Eleanor Roosevelt was more than just a first lady. She was a politician in her own right, serving on the United Nations, promoting the New Deal and setting off second-wave feminism with her insistence that she—and all other women—be treated as equal to men.
Eleanor Roosevelt’s Early Days
Born Anna Eleanor Roosevelt on October 11, 1884, in New York City, the future first lady spent her early childhood clamoring for her mother’s attention. Her mother, Anna, a member of New York’s high society, rejected her daughter for her plain looks. In response, she clung to her father Elliott, who graced her with some of the only affection she experienced.
When she was eight years old, Roosevelt’s mother died from diphtheria. Instead of living with her father, who had spent time in a sanitarium and who still struggled with alcohol abuse, Roosevelt and her two brothers were sent to live with their maternal grandmother. Within two years of her mother’s death, one of Roosevelt’s brothers and her father had passed away, as well. At 15, Roosevelt was sent to an English girls’ boarding school.

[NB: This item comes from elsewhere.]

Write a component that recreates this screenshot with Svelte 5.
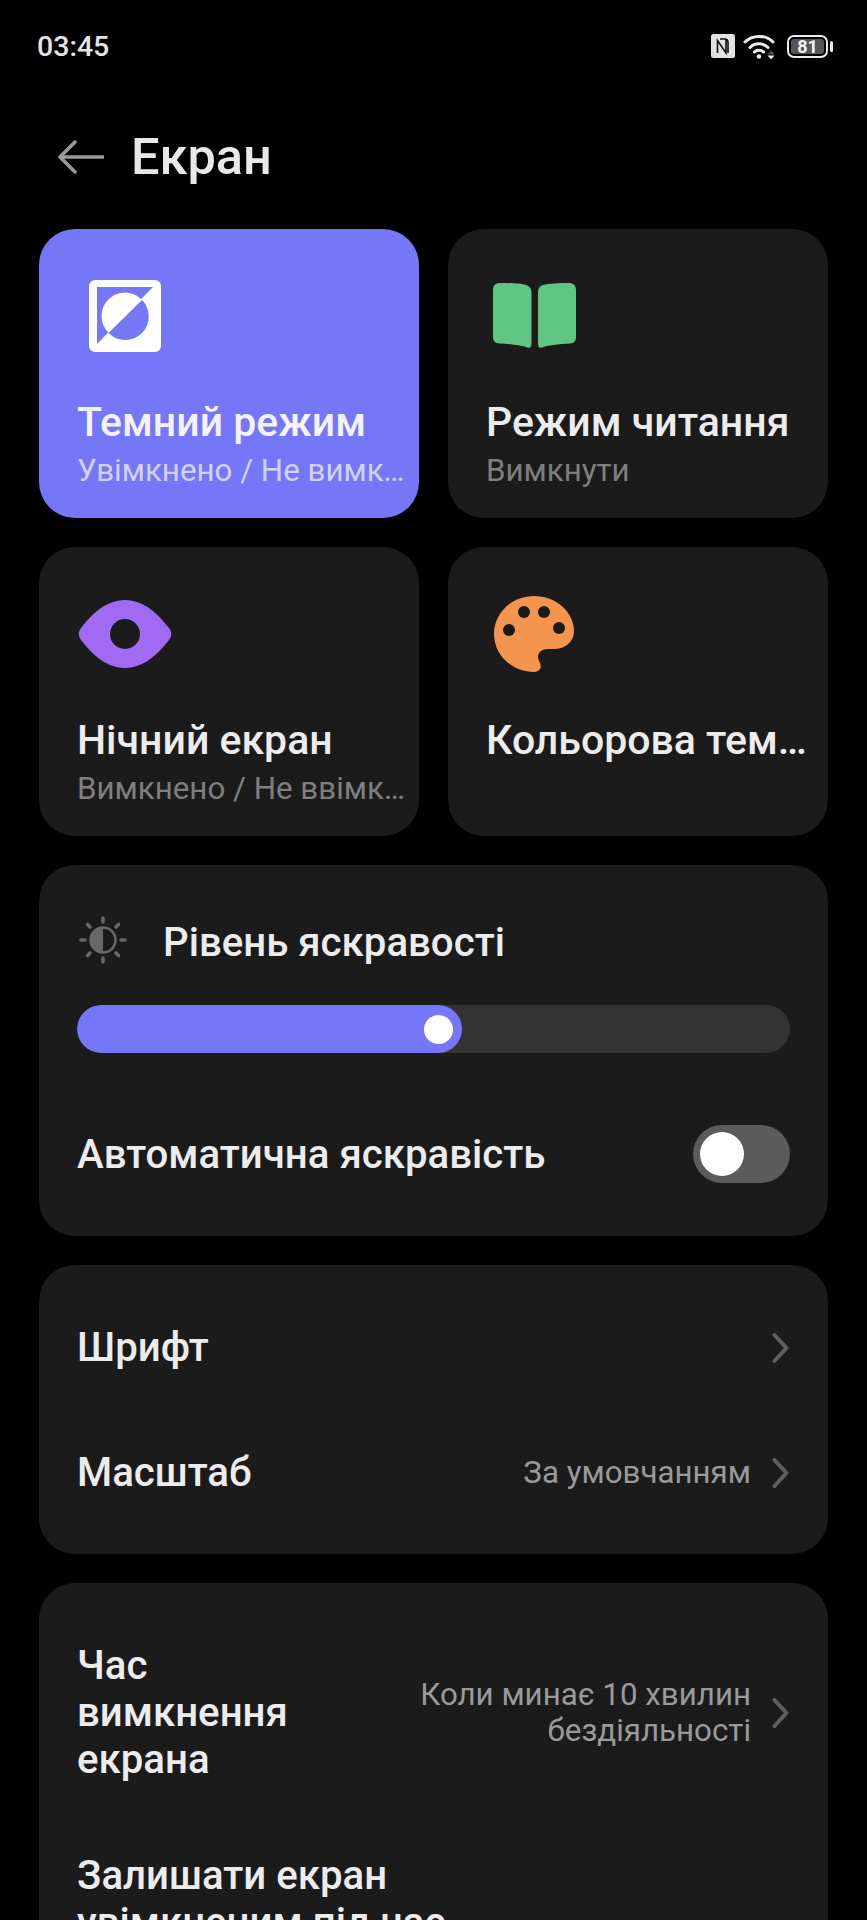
<script>
  const tiles = [
    { title: 'Темний режим', sub: 'Увімкнено / Не вимкнено', icon: 'dark', active: true },
    { title: 'Режим читання', sub: 'Вимкнути', icon: 'book' },
    { title: 'Нічний екран', sub: 'Вимкнено / Не ввімкнено', icon: 'eye' },
    { title: 'Кольорова температура', sub: '', icon: 'palette' }
  ];
  const brightness = 54;
</script>

{#snippet chevron()}
  <svg class="chevron" viewBox="0 0 18 32" width="18" height="32">
    <path d="M2.500 3 14.500 16 2.500 29" fill="none" stroke="#5f5f5f" stroke-width="4" stroke-linecap="round" stroke-linejoin="round" />
  </svg>
{/snippet}

<div class="screen">
  <div class="status">
    <span class="time">03:45</span>
    <div class="status-icons">
      <svg viewBox="0 0 24 24" width="24" height="24">
        <rect width="24" height="24" rx="2.500" fill="#e2e2e2" />
        <path d="M6.500 19V6.500L15 19V5M9 5h4.500c2.500 0 3.500 1.500 3.500 3.500V19" fill="none" stroke="#111" stroke-width="1.600" />
      </svg>
      <svg viewBox="0 0 36 26" width="36" height="26">
        <g fill="none" stroke="#ececec" stroke-width="3" stroke-linecap="round">
          <path d="M2 9C9 1.500 23 1.500 30 9" />
          <path d="M7 14.500C12 9.500 20 9.500 25 14.500" />
          <path d="M11.500 19C14 16.800 18 16.800 20.500 19" />
        </g>
        <circle cx="16" cy="23.500" r="2.300" fill="#ececec" />
        <path d="M28 17.500 31.500 21.500H24.500Z" fill="#555" />
        <path d="M24.500 22.500H31.500L28 26.500Z" fill="#ececec" />
      </svg>
      <div class="battery">
        <div class="battery-body"><span class="battery-level">81</span></div>
        <div class="battery-cap"></div>
      </div>
    </div>
  </div>

  <header class="header">
    <svg viewBox="0 0 46 36" width="46" height="36">
      <path d="M17 3 2 18 17 33M2 18H45" fill="none" stroke="#9a9a9a" stroke-width="3.500" stroke-linecap="round" stroke-linejoin="round" />
    </svg>
    <h1>Екран</h1>
  </header>

  <div class="tiles">
    {#each tiles as tile}
      <div class="card tile" class:active={tile.active}>
        <div class="tile-icon {tile.icon}">
          {#if tile.icon === 'dark'}
            <svg viewBox="0 0 72 72" width="72" height="72">
              <path fill="#fff" fill-rule="evenodd" d="M6 0H66a6 6 0 0 1 6 6V66a6 6 0 0 1-6 6H6a6 6 0 0 1-6-6V6a6 6 0 0 1 6-6ZM8 7V64L64 7Z" />
              <circle cx="36" cy="36" r="23.500" fill="#fff" />
              <path fill="#7676f8" d="M53 20A23.500 23.500 0 0 1 19.500 53Z" />
            </svg>
          {:else if tile.icon === 'book'}
            <svg viewBox="0 0 84 68" width="84" height="68">
              <path fill="#5fc583" d="M7 1C17 1 28 1.500 33 3c4 1.500 5.500 4 5.500 8V62c0 3-1.500 4.500-4 3.500-5-2-17-3.500-28-4C2.500 61.300 0 59 0 55V8C0 3.500 2.500 1 7 1Z" />
              <path fill="#5fc583" d="M76 1C66 1 55 1.500 50 3c-4 1.500-5 4-5 8V62c0 3 1.500 4.500 4 3.500 5-2 17-3.500 28-4 4 -.2 6-2.500 6-6.500V8c0-4.500-2.500-7-7-7Z" />
            </svg>
          {:else if tile.icon === 'eye'}
            <svg viewBox="0 0 94 68" width="94" height="68">
              <path fill="#a06af5" d="M47 0C66 0 80 14 91 28c3 3.500 3 8.500 0 12C80 54 66 68 47 68 28 68 14 54 3 40c-3-3.500-3-8.500 0-12C14 14 28 0 47 0Z" />
              <circle cx="47" cy="34" r="15" fill="#1b1b1c" />
            </svg>
          {:else}
            <svg viewBox="0 0 82 78" width="82" height="78">
              <path fill="#f4954f" d="M41 1C63 1 81 17 81 36c0 11-9 18-20 18H55c-6 0-10 3-10 8 0 2 1 4 2 6 2 4 0 9-6 9C19 77 1 60 1 39S19 1 41 1Z" />
              <circle cx="16" cy="35" r="6" fill="#1b1b1c" />
              <circle cx="31" cy="17" r="6" fill="#1b1b1c" />
              <circle cx="51" cy="17" r="6" fill="#1b1b1c" />
              <circle cx="66" cy="33" r="6" fill="#1b1b1c" />
            </svg>
          {/if}
        </div>
        <div class="tile-title">{tile.title}</div>
        {#if tile.sub}<div class="tile-sub">{tile.sub}</div>{/if}
      </div>
    {/each}
  </div>

  <section class="card brightness">
    <div class="brightness-head">
      <svg viewBox="0 0 48 48" width="48" height="48">
        <g stroke="#686868" stroke-width="3.600" stroke-linecap="round">
          <path d="M24 2V6M24 42V46M2 24H6M42 24H46M8.500 8.500 11 11M37 37 39.500 39.500M8.500 39.500 11 37M37 11 39.500 8.500" />
        </g>
        <circle cx="24" cy="24" r="12.500" fill="none" stroke="#686868" stroke-width="2.500" />
        <path d="M24 11A13 13 0 0 0 24 37Z" fill="#686868" />
      </svg>
      <span class="row-title">Рівень яскравості</span>
    </div>
    <div class="slider">
      <div class="slider-fill" style="width: {brightness}%"><span class="slider-thumb"></span></div>
    </div>
    <div class="auto-row">
      <span class="row-title">Автоматична яскравість</span>
      <div class="toggle"><span class="knob"></span></div>
    </div>
  </section>

  <section class="card group">
    <div class="row">
      <span class="row-title">Шрифт</span>
      {@render chevron()}
    </div>
    <div class="row">
      <span class="row-title">Масштаб</span>
      <span class="row-value">За умовчанням</span>
      {@render chevron()}
    </div>
  </section>

  <section class="card group last">
    <div class="row tall">
      <span class="row-title narrow">Час вимкнення екрана</span>
      <span class="row-value">Коли минає 10 хвилин бездіяльності</span>
      {@render chevron()}
    </div>
    <div class="row second">
      <span class="row-title wide">Залишати екран увімкненим під час</span>
    </div>
  </section>
</div>

<style>
  :global(body) {
    background: #000;
  }

  .screen {
    height: 1920px;
    overflow: hidden;
    box-sizing: border-box;
    padding: 0 39px;
    background: #000;
    color: #ececec;
    font-family: Roboto, "Noto Sans", sans-serif;
  }

  .status {
    height: 92px;
    display: flex;
    align-items: center;
    justify-content: space-between;
    margin: 0 -5px 0 -2px;
  }
  .time {
    font-size: 28.500px;
    font-weight: 500;
    color: #e4e4e4;
  }
  .status-icons {
    display: flex;
    align-items: center;
    gap: 8px;
  }
  .battery {
    display: flex;
    align-items: center;
    gap: 2px;
  }
  .battery-body {
    width: 41px;
    height: 23px;
    padding: 2px;
    border: 2px solid #ececec;
    border-radius: 7px;
    display: flex;
    box-sizing: border-box;
  }
  .battery-level {
    flex: 1;
    background: #555;
    border-radius: 3px;
    color: #f2f2f2;
    font-size: 18px;
    font-weight: 700;
    line-height: 15px;
    text-align: center;
  }
  .battery-cap {
    width: 3px;
    height: 11px;
    background: #ececec;
    border-radius: 2px;
  }

  .header {
    height: 137px;
    display: flex;
    align-items: center;
    gap: 27px;
    padding-left: 19px;
    box-sizing: border-box;
    padding-bottom: 8px;
  }
  h1 {
    margin: 0;
    font-size: 50.500px;
    font-weight: 500;
    color: #e8e8e8;
  }

  .card {
    background: #1b1b1c;
    border-radius: 36px;
    box-sizing: border-box;
  }

  .tiles {
    display: grid;
    grid-template-columns: 380px 380px;
    grid-auto-rows: 289px;
    gap: 29px;
  }
  .tile {
    padding: 0 12px 0 38px;
    min-width: 0;
  }
  .tile.active {
    background: #7676f8;
  }
  .tile-icon {
    height: 174px;
    display: flex;
    align-items: center;
  }
  .tile-icon.dark {
    padding-left: 12px;
  }
  .tile-icon.eye {
    padding-left: 1px;
  }
  .tile-icon.book,
  .tile-icon.palette {
    padding-left: 7px;
  }
  .tile-title {
    font-size: 41px;
    font-weight: 500;
    line-height: 52px;
    margin-top: -7px;
    white-space: nowrap;
    overflow: hidden;
    text-overflow: ellipsis;
  }
  .tile-sub {
    font-size: 31.300px;
    line-height: 45px;
    color: #7f7f7f;
    white-space: nowrap;
    overflow: hidden;
    text-overflow: ellipsis;
  }
  .active .tile-title {
    color: #f3f3fe;
  }
  .active .tile-sub {
    color: #d2d2fc;
  }

  .row-title {
    font-size: 40.200px;
    font-weight: 500;
    line-height: 47px;
    color: #ececec;
  }

  .brightness {
    margin-top: 29px;
    height: 371px;
    padding: 0 38px;
  }
  .brightness-head {
    height: 140px;
    display: flex;
    align-items: center;
    gap: 36px;
    padding: 10px 0 0 2px;
    box-sizing: border-box;
  }
  .brightness-head .row-title {
    margin-top: 4px;
  }
  .slider {
    height: 48px;
    background: #333;
    border-radius: 24px;
    overflow: hidden;
  }
  .slider-fill {
    height: 100%;
    background: #7676f8;
    border-radius: 24px;
    display: flex;
    align-items: center;
    justify-content: flex-end;
    padding-right: 9px;
    box-sizing: border-box;
  }
  .slider-thumb {
    width: 29px;
    height: 29px;
    background: #fff;
    border-radius: 50%;
  }
  .auto-row {
    display: flex;
    align-items: center;
    justify-content: space-between;
    margin-top: 72px;
  }
  .toggle {
    width: 97px;
    height: 58px;
    background: #5b5b5b;
    border-radius: 29px;
    padding: 7px;
    box-sizing: border-box;
  }
  .knob {
    display: block;
    width: 44px;
    height: 44px;
    background: #fff;
    border-radius: 50%;
  }

  .group {
    margin-top: 29px;
    padding: 20px 38px 19px;
  }
  .row {
    min-height: 125px;
    display: flex;
    align-items: center;
  }
  .row-value {
    margin-left: auto;
    width: 345px;
    font-size: 31.300px;
    line-height: 36px;
    color: #9a9a9a;
    text-align: right;
  }
  .chevron {
    flex: none;
    margin-left: auto;
  }
  .row-value + :global(.chevron) {
    margin-left: 21px;
  }
  .last {
    padding-top: 59px;
    padding-bottom: 0;
  }
  .second {
    margin-top: 69px;
    align-items: flex-start;
  }
  .narrow {
    width: 250px;
    flex: none;
  }
  .wide {
    width: 400px;
  }
</style>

Upon her return to New York, Roosevelt made her “debut” in society, a process that aggravated her insecurities about her looks and graces. She busied herself working with the poor, teaching in tenement houses and advocating on a consumers’ league. During her coming-out ball, her fifth cousin Franklin D. Roosevelt was fascinated by her work with the poor and soon after, the pair began a courtship.
Sources in this Story
- National First Ladies’ Library: First Lady Biography: Eleanor Roosevelt
- National Park Service: Eleanor Roosevelt and the Women’s Movement
- George Washington University: The Eleanor Roosevelt Papers Project: Anna Eleanor Roosevelt
- George Washington University: The Eleanor Roosevelt Papers Project: “First Lady of the World”
- Library of Congress: President Franklin Delano Roosevelt and the New Deal 1933-1945
- PBS American Experience: Eleanor Roosevelt: My Day
Roosevelt’s Notable Accomplishments
In March 1905, the 20-year-old Eleanor Roosevelt married Franklin Delano Roosevelt. During the early years of the marriage, Roosevelt busied herself with raising her children; the pair had six, one of whom died soon after his birth. Although her husband was becoming politically active—he was elected in 1910 to the state senate—Roosevelt herself was as yet fairly unaware of the political climate.
In the 1920s Roosevelt began to take an interest in politics and the women’s suffrage movement, realizing how little a say women truly had in the laws and policies that governed their lives.
When her husband became paralyzed from polio in 1921, Roosevelt began—under her husband’s tutelage—to move more fluidly through political circles. She became adept at judging social and political climates so she could then report back to her paraplegic husband.
During FDR’s successful bids for governor of New York in 1928 and U.S. president in 1932, Roosevelt was by his side, campaigning and stumping across the country. Once her husband was in the Oval Office, she revolutionized the post of first lady: instead of running the domestic operations of the White House, she traveled the world, acting as a diplomat and speaking in favor of marginalized populations. She also worked as a strong proponent of the New Deal, a series of programs designed to help the country recover from the Great Depression.
During World War II, Roosevelt expanded the scope of her work to include visits to injured soldiers on the front and brought back stories of the conflict to her husband in Washington, D.C. After he passed away in 1945, Roosevelt’s mourning for her husband still did not slow her down.
Roosevelt was appointed by Harry S. Truman to head the United Nations Human Rights Commission in 1945, where she was instrumental in drafting the Declaration of Human Rights. She was also active in the NAACP, the League of Women Voters and the Democratic Party. She also continued to write a syndicated daily column, My Day, which she penned on 8,000 days between 1935 and 1962.
Eleanor Roosevelt and her Work
- “You Learn by Living”
- “My Day: The Best of Eleanor Roosevelt’s Acclaimed Newspaper Columns, 1936-1962”
- “The Autobiography of Eleanor Roosevelt”
The Rest of the Story
One of the chief causes of conflict in Roosevelt’s life was the other women in her husband’s world. At the onset of her marriage, it was his mother, Sara, who dominated their household: she chose their home, hired their staff and dictated most of Eleanor and Franklin’s day-to-day life.
Nearly as soon as they’d gotten out from under the thumb of Sara, Roosevelt had another woman to contend with: her husband’s mistress Lucy Page Mercer. Upon learning of the affair, Eleanor offered Franklin a divorce. Instead, at the insistence of his mother, he promised never to see Mercer again. On the day of his death, Roosevelt found that Franklin had resumed his relationship with Mercer and was with her when he died in Warm Springs, Georgia.
Eleanor Roosevelt died November 7, 1962, at the age of 78 from complications of tuberculosis.